TASK STATEMENT: Only the lines holding the string "styled" are needed. Copy each one.

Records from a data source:
####################

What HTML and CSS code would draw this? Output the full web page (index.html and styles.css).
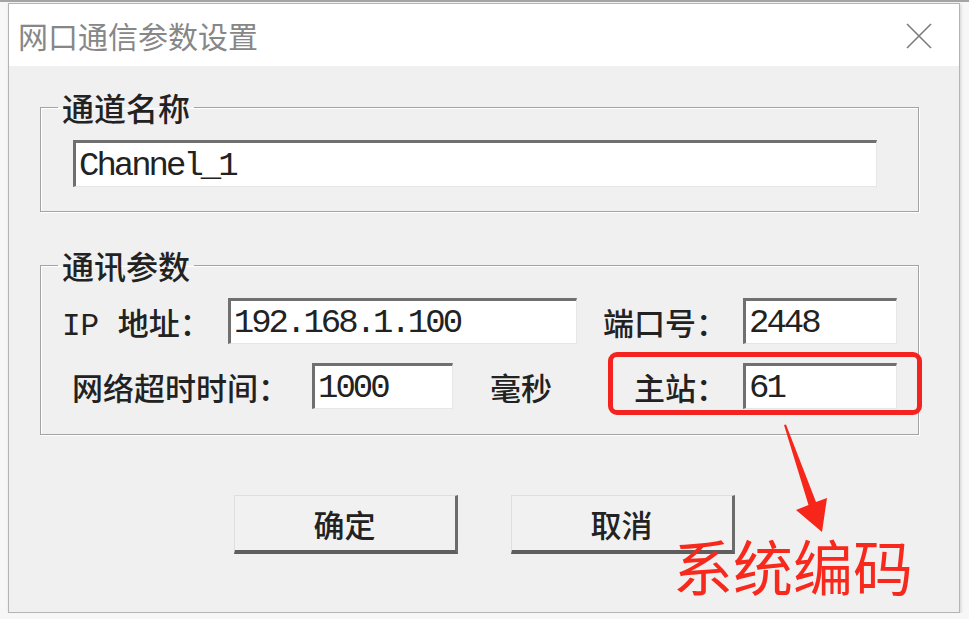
FILE: index.html
```html
<!DOCTYPE html>
<html lang="zh-CN">
<head>
  <meta charset="UTF-8">
  <meta name="viewport" content="width=device-width, initial-scale=1.0">
  <title>网口通信参数设置</title>
  <link rel="stylesheet" href="styles.css">
</head>
<body>
  <div class="dialog">
    <div class="titlebar">
      <span class="title">网口通信参数设置</span>
      <svg class="close" width="26" height="26" viewBox="0 0 26 26">
        <path d="M1 1L25 25M25 1L1 25" />
      </svg>
    </div>

    <div class="content">
      <fieldset class="group group-name">
        <legend>通道名称</legend>
        <div class="group-body">
          <div class="textbox">Channel_1</div>
        </div>
      </fieldset>

      <fieldset class="group group-comm">
        <legend>通讯参数</legend>
        <div class="group-body">
          <div class="row">
            <span class="label">IP 地址：</span>
            <div class="textbox ip">192.168.1.100</div>
            <div class="field-right">
              <span class="label">端口号：</span>
              <div class="textbox short">2448</div>
            </div>
          </div>
          <div class="row row-timeout">
            <span class="label">网络超时时间：</span>
            <div class="textbox timeout">1000</div>
            <span class="label unit">毫秒</span>
            <div class="field-right highlighted">
              <span class="label">主站：</span>
              <div class="textbox short">61</div>
            </div>
          </div>
        </div>
      </fieldset>

      <div class="buttons">
        <button class="btn">确定</button>
        <button class="btn">取消</button>
      </div>
    </div>

    <!-- annotation drawn over the screenshot -->
    <svg class="arrow" width="70" height="120" viewBox="0 0 70 120">
      <polygon points="14,5 16,4.5 46,82 57,78 52,112 26,90 38.5,85" />
    </svg>
    <div class="note">系统编码</div>
  </div>
</body>
</html>
```

FILE: styles.css
```css
body {
  margin: 0;
  padding: 0;
  background-color: #f7f7f7;
  border-top: 2px solid #a4a4a4;
  font-family: "Noto Sans CJK SC", sans-serif;
  color: #222;
}

.dialog {
  position: relative;
  box-sizing: border-box;
  width: 952px;
  height: 610px;
  margin: 1px 0 0 8px;
  background-color: #f0f0f0;
  border: 1px solid #b4b4b4;
  box-shadow: 1px 1px 3px rgba(0, 0, 0, 0.15);
}

.titlebar {
  display: flex;
  align-items: center;
  justify-content: space-between;
  height: 62px;
  padding: 0 27px 0 9px;
  background-color: #fff;
}

.title {
  font-size: 30px;
  color: #878787;
}

.close {
  margin-top: 2px;
}

.close path {
  stroke: #7c7c7c;
  stroke-width: 1.6;
  fill: none;
}

.content {
  padding: 24px 40px 0 31px;
}

.group {
  margin: 0;
  padding: 0;
  border: 1px solid #a3a3a3;
  box-shadow: 1px 1px 0 #fff, inset 1px 1px 0 #fff;
}

.group legend {
  margin-left: 17px;
  padding: 0 4px;
  font-size: 32px;
  line-height: 34px;
  font-weight: 500;
  color: #222;
}

.group-name .group-body {
  padding: 16px 41px 24px 32px;
}

.group-comm {
  margin-top: 36px;
}

.group-comm .group-body {
  padding: 16px 21px 25px 21px;
}

.textbox {
  box-sizing: border-box;
  display: flex;
  align-items: center;
  height: 47px;
  padding: 2px 0 0 3px;
  background-color: #fff;
  border-style: solid;
  border-width: 3px 1px 1px 3px;
  border-color: #707070 #e6e6e6 #e6e6e6 #707070;
  font-family: "Liberation Mono", monospace;
  font-size: 34px;
  letter-spacing: -3px;
  color: #222;
  white-space: nowrap;
}

.row {
  display: flex;
  align-items: center;
}

.row + .row {
  margin-top: 19px;
}

.row .textbox {
  height: 46px;
}

.label {
  font-family: "Liberation Mono", "Noto Sans CJK SC", monospace;
  font-size: 31px;
  font-weight: 500;
  white-space: pre;
}

.textbox.ip {
  width: 349px;
  margin-left: 17px;
}

.row-timeout > .label:first-child {
  margin-left: 10px;
}

.textbox.timeout {
  width: 141px;
  margin-left: 23px;
}

.unit {
  margin-left: 37px;
}

.field-right {
  position: relative;
  display: flex;
  align-items: center;
  justify-content: flex-end;
  width: 294px;
  margin-left: auto;
}

.field-right .label {
  text-align: right;
}

.textbox.short {
  width: 154px;
  margin-left: 16px;
}

.highlighted::after {
  content: "";
  position: absolute;
  left: 5px;
  right: -25px;
  top: -11px;
  bottom: -6px;
  border: 5px solid #f42320;
  border-radius: 9px;
}

.buttons {
  display: flex;
  justify-content: center;
  gap: 53px;
  margin-top: 60px;
  padding-left: 9px;
}

.btn {
  width: 224px;
  height: 59px;
  padding: 0;
  background-color: #f1f1f1;
  border-style: solid;
  border-width: 1px 3px 4px 1px;
  border-color: #dedede #6c6c6c #5e5e5e #dedede;
  font-family: "Noto Sans CJK SC", sans-serif;
  font-size: 31px;
  font-weight: 500;
  color: #222;
}

.arrow {
  position: absolute;
  left: 761px;
  top: 416px;
}

.arrow polygon {
  fill: #f7261b;
}

.note {
  position: absolute;
  left: 664px;
  top: 531px;
  font-size: 60px;
  line-height: 60px;
  color: #f7291d;
}
```
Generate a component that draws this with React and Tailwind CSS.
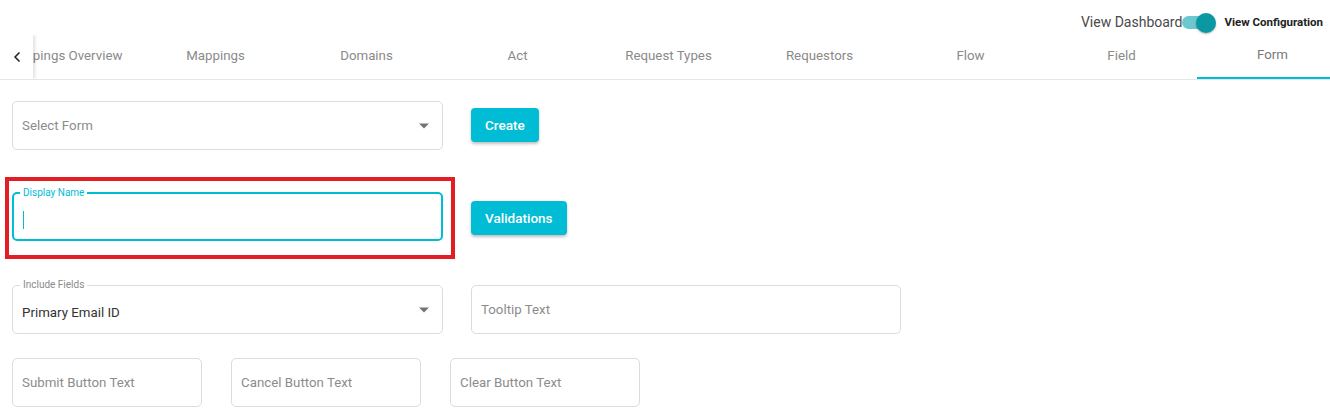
import { ChevronLeft } from 'lucide-react';

const tabs = ['Mappings Overview', 'Mappings', 'Domains', 'Act', 'Request Types', 'Requestors', 'Flow', 'Field', 'Form'];

const Arrow = () => (
    <span className="absolute right-[13px] top-1/2 -translate-y-1/2 w-0 h-0 border-l-[5px] border-r-[5px] border-t-[5px] border-l-transparent border-r-transparent border-t-[#757575]" />
);

const Outlined = ({ className = '', placeholder, label, value, select }) => (
    <div className={`relative h-[49px] border border-[#dcdcdc] rounded-[5px] bg-white flex items-center px-[9px] ${className}`}>
        {label && (
            <span className="absolute -top-[7px] left-[7px] px-[3px] bg-white text-[10px] leading-[12px] text-[#8a8a8a]">{label}</span>
        )}
        {value ? (
            <span className="text-[13.3px] text-[#333] mt-[6px]">{value}</span>
        ) : (
            <span className="text-[13.3px] text-[#8c8c8c]">{placeholder}</span>
        )}
        {select && <Arrow />}
    </div>
);

const Btn = ({ children, className = '' }) => (
    <button className={`h-[34px] px-[14px] rounded-[4px] bg-[#00bcd4] text-white text-[13.5px] font-medium shadow-[0_2px_3px_rgba(0,0,0,0.25)] ${className}`}>
        {children}
    </button>
);

export default function App() {
    return (
        <div className="w-[1330px] h-[410px] bg-white overflow-hidden" style={{ fontFamily: 'Roboto, "Liberation Sans", sans-serif' }}>
            {/* Header */}
            <div className="h-[35px] flex items-center justify-end pr-[7px] pt-[10px]">
                <span className="text-[14px] text-[#4a4a4a]">View Dashboard</span>
                <div className="relative w-[36px] h-[22px] flex items-center">
                    <div className="w-[29px] h-[13px] rounded-full bg-[#6cc8ce]" />
                    <div className="absolute left-[14px] top-[1px] w-[20px] h-[20px] rounded-full bg-[#0a98a3] shadow-[0_1px_2px_rgba(0,0,0,0.3)]" />
                </div>
                <span className="ml-[6px] text-[11.5px] font-bold text-[#222]">View Configuration</span>
            </div>

            {/* Tabs */}
            <div className="relative h-[45px] border-b border-[#e6e6e6] flex overflow-hidden">
                <div className="w-[33px] shrink-0 flex items-center justify-center bg-white z-10 shadow-[2px_0_3px_rgba(0,0,0,0.12)]">
                    <ChevronLeft className="w-[16px] h-[16px] text-[#222]" strokeWidth={2.5} />
                </div>
                <div className="flex -ml-[44px]">
                    {tabs.map((t) => (
                        <div
                            key={t}
                            className={`w-[151px] shrink-0 flex items-center justify-center text-[13.3px] pb-[2px] ${t === 'Form' ? 'text-[#7a7a7a] border-b-2 border-[#00bcd4]' : 'text-[#8a8a8a]'}`}
                        >
                            {t}
                        </div>
                    ))}
                </div>
            </div>

            {/* Form */}
            <div className="pl-[12px] pt-[21px]">
                <div className="flex items-start">
                    <Outlined className="w-[431px]" placeholder="Select Form" select />
                    <Btn className="ml-[28px] mt-[7px]">Create</Btn>
                </div>

                <div className="flex items-center mt-[27px]">
                    <div className="-ml-[7px] border-4 border-[#e21d24] pl-[3px] pr-[8px] pt-[11px] pb-[14px]">
                        <div className="relative w-[431px] h-[49px] border-2 border-[#00bcd4] rounded-[5px] flex items-center px-[9px]">
                            <span className="absolute -top-[7px] left-[6px] px-[3px] bg-white text-[10px] leading-[12px] text-[#00bcd4]">Display Name</span>
                            <span className="w-px h-[18px] bg-[#00bcd4] mt-[6px]" />
                        </div>
                    </div>
                    <Btn className="ml-[16px]">Validations</Btn>
                </div>

                <div className="flex mt-[26px]">
                    <Outlined className="w-[431px]" label="Include Fields" value="Primary Email ID" select />
                    <Outlined className="w-[430px] ml-[28px]" placeholder="Tooltip Text" />
                </div>

                <div className="flex mt-[24px] gap-[29px]">
                    <Outlined className="w-[190px]" placeholder="Submit Button Text" />
                    <Outlined className="w-[190px]" placeholder="Cancel Button Text" />
                    <Outlined className="w-[190px]" placeholder="Clear Button Text" />
                </div>
            </div>
        </div>
    );
}
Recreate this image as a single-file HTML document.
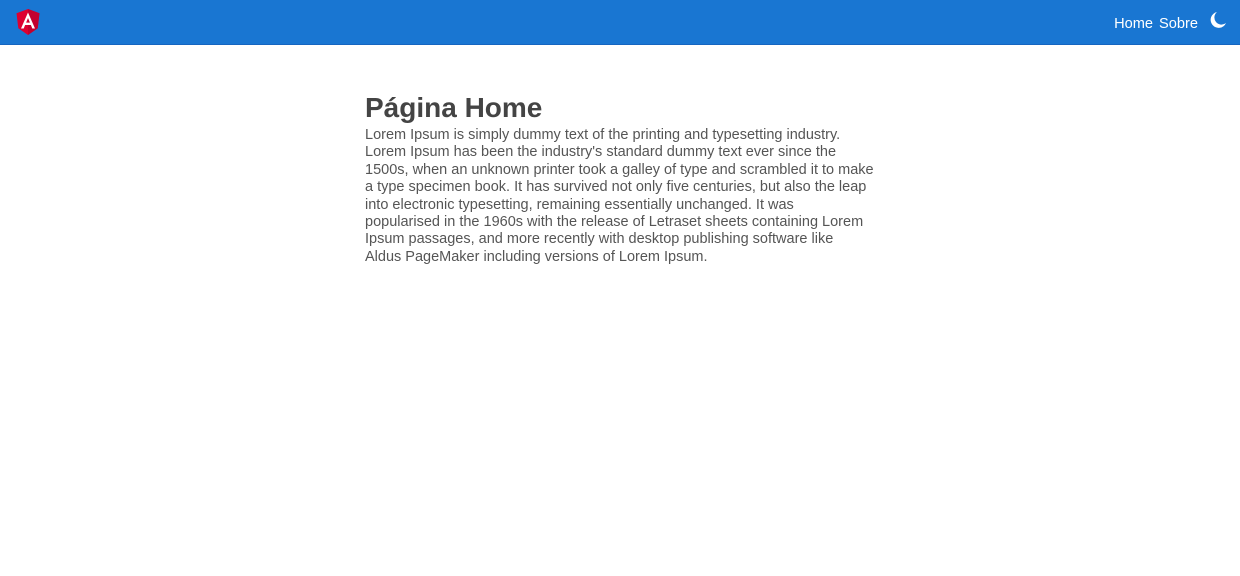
<!DOCTYPE html>
<html><head><meta charset="utf-8"><style>
body{margin:0;background:#fff;font-family:"Liberation Sans",sans-serif;}
.bar{height:44px;background:#1976d2;position:relative;border-bottom:1px solid #1565c0}
.logo{position:absolute;left:16px;top:9px}
.nav{position:absolute;right:12px;top:2px;height:44px;display:flex;align-items:center;color:#fff;font-size:14.6px}
.nav span{margin-right:6px}
h1{position:absolute;left:365px;top:91px;margin:0;font-size:28px;color:#444;font-weight:bold;line-height:34px}
p{position:absolute;left:365px;top:127px;margin:0;font-size:14.5px;line-height:17.4px;color:#555;white-space:nowrap}
</style></head><body>
<div class="bar">
<svg class="logo" width="24" height="26" viewBox="0 0 24 26"><path d="M12 0L0.5 4.2 2.3 19.3 12 26 21.7 19.3 23.5 4.2Z" fill="#dd0031"/><path d="M12 0V26L21.7 19.3 23.5 4.2Z" fill="#c3002f"/><path d="M12 3.5L5 19.5H7.7L9.1 16H14.9L16.3 19.5H19L12 3.5ZM10.1 13.6L12 9 13.9 13.6Z" fill="#fff"/></svg>
<div class="nav"><span>Home</span><span>Sobre</span>
<svg width="20" height="20" viewBox="0 0 20 20" style="margin-left:4px;margin-top:-9px"><path d="M9 2A8 8 0 1 0 18 13 6.5 6.5 0 0 1 9 2Z" fill="#fff"/></svg></div>
</div>
<h1>Página Home</h1>
<p>Lorem Ipsum is simply dummy text of the printing and typesetting industry.<br>Lorem Ipsum has been the industry's standard dummy text ever since the<br>1500s, when an unknown printer took a galley of type and scrambled it to make<br>a type specimen book. It has survived not only five centuries, but also the leap<br>into electronic typesetting, remaining essentially unchanged. It was<br>popularised in the 1960s with the release of Letraset sheets containing Lorem<br>Ipsum passages, and more recently with desktop publishing software like<br>Aldus PageMaker including versions of Lorem Ipsum.</p>
</body></html>
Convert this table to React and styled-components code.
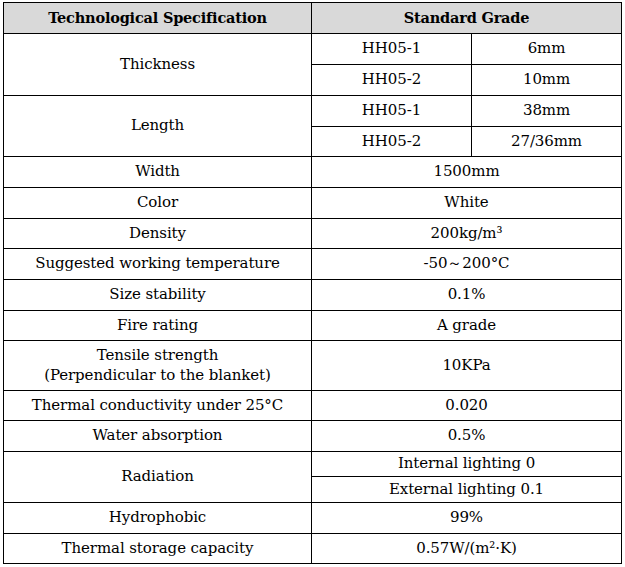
import React from "react"
import styled, { createGlobalStyle } from "styled-components"

const GlobalStyle = createGlobalStyle`
  html, body {
    margin: 0;
    padding: 0;
    background: #fff;
  }
`

const Sheet = styled.div`
  padding: 2px 0 0 3px;
`

const SpecTable = styled.table`
  border-collapse: collapse;
  table-layout: fixed;
  width: 618px;
  font-family: "DejaVu Serif", "Liberation Serif", serif;
  font-size: 15px;
  letter-spacing: -0.1px;
  color: #000;
  border: 1px solid #000;
`

const Row = styled.tr`
  height: ${(p) => p.h}px;
`

const HeadCell = styled.th`
  background: #d9d9d9;
  border: 1px solid #000;
  font-size: 14.5px;
  font-weight: bold;
  letter-spacing: -0.2px;
  text-align: center;
  vertical-align: middle;
  padding: 0;
  line-height: 1.2;
`

const Cell = styled.td`
  border: 1px solid #000;
  text-align: center;
  vertical-align: middle;
  padding: 0;
  line-height: 1.3;
`

const specs = [
  { name: "Thickness", sub: [["HH05-1", "6mm"], ["HH05-2", "10mm"]], h: [31, 31] },
  { name: "Length", sub: [["HH05-1", "38mm"], ["HH05-2", "27/36mm"]], h: [31, 30] },
  { name: "Width", value: "1500mm", h: 31 },
  { name: "Color", value: "White", h: 31 },
  { name: "Density", value: <>200kg/m³</>, h: 30 },
  { name: "Suggested working temperature", value: "-50～200°C", h: 31 },
  { name: "Size stability", value: "0.1%", h: 31 },
  { name: "Fire rating", value: "A grade", h: 30 },
  {
    name: (
      <>
        Tensile strength
        <br />
        (Perpendicular to the blanket)
      </>
    ),
    value: "10KPa",
    h: 50,
  },
  { name: "Thermal conductivity under 25°C", value: "0.020", h: 30 },
  { name: "Water absorption", value: "0.5%", h: 31 },
  { name: "Radiation", lines: ["Internal lighting 0", "External lighting 0.1"], h: [25, 26] },
  { name: "Hydrophobic", value: "99%", h: 31 },
  { name: "Thermal storage capacity", value: <>0.57W/(m²·K)</>, h: 30 },
]

function SpecRows({ spec }) {
  if (spec.sub) {
    return spec.sub.map((s, i) => (
      <Row key={i} h={spec.h[i]}>
        {i === 0 && <Cell rowSpan={2}>{spec.name}</Cell>}
        <Cell>{s[0]}</Cell>
        <Cell>{s[1]}</Cell>
      </Row>
    ))
  }
  if (spec.lines) {
    return spec.lines.map((l, i) => (
      <Row key={i} h={spec.h[i]}>
        {i === 0 && <Cell rowSpan={2}>{spec.name}</Cell>}
        <Cell colSpan={2}>{l}</Cell>
      </Row>
    ))
  }
  return (
    <Row h={spec.h}>
      <Cell>{spec.name}</Cell>
      <Cell colSpan={2}>{spec.value}</Cell>
    </Row>
  )
}

export default function App() {
  return (
    <>
      <GlobalStyle />
      <Sheet>
        <SpecTable>
          <colgroup>
            <col style={{ width: 308 }} />
            <col style={{ width: 160 }} />
            <col style={{ width: 150 }} />
          </colgroup>
          <tbody>
            <Row h={31}>
              <HeadCell>Technological Specification</HeadCell>
              <HeadCell colSpan={2}>Standard Grade</HeadCell>
            </Row>
            {specs.map((s, i) => (
              <SpecRows key={i} spec={s} />
            ))}
          </tbody>
        </SpecTable>
      </Sheet>
    </>
  )
}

####################

REPLY TO THE EXERCISE:
Convert this table to React and styled-components code.
import styled, { createGlobalStyle } from "styled-components"
const Sheet = styled.div`
const SpecTable = styled.table`
const Row = styled.tr`
const HeadCell = styled.th`
const Cell = styled.td`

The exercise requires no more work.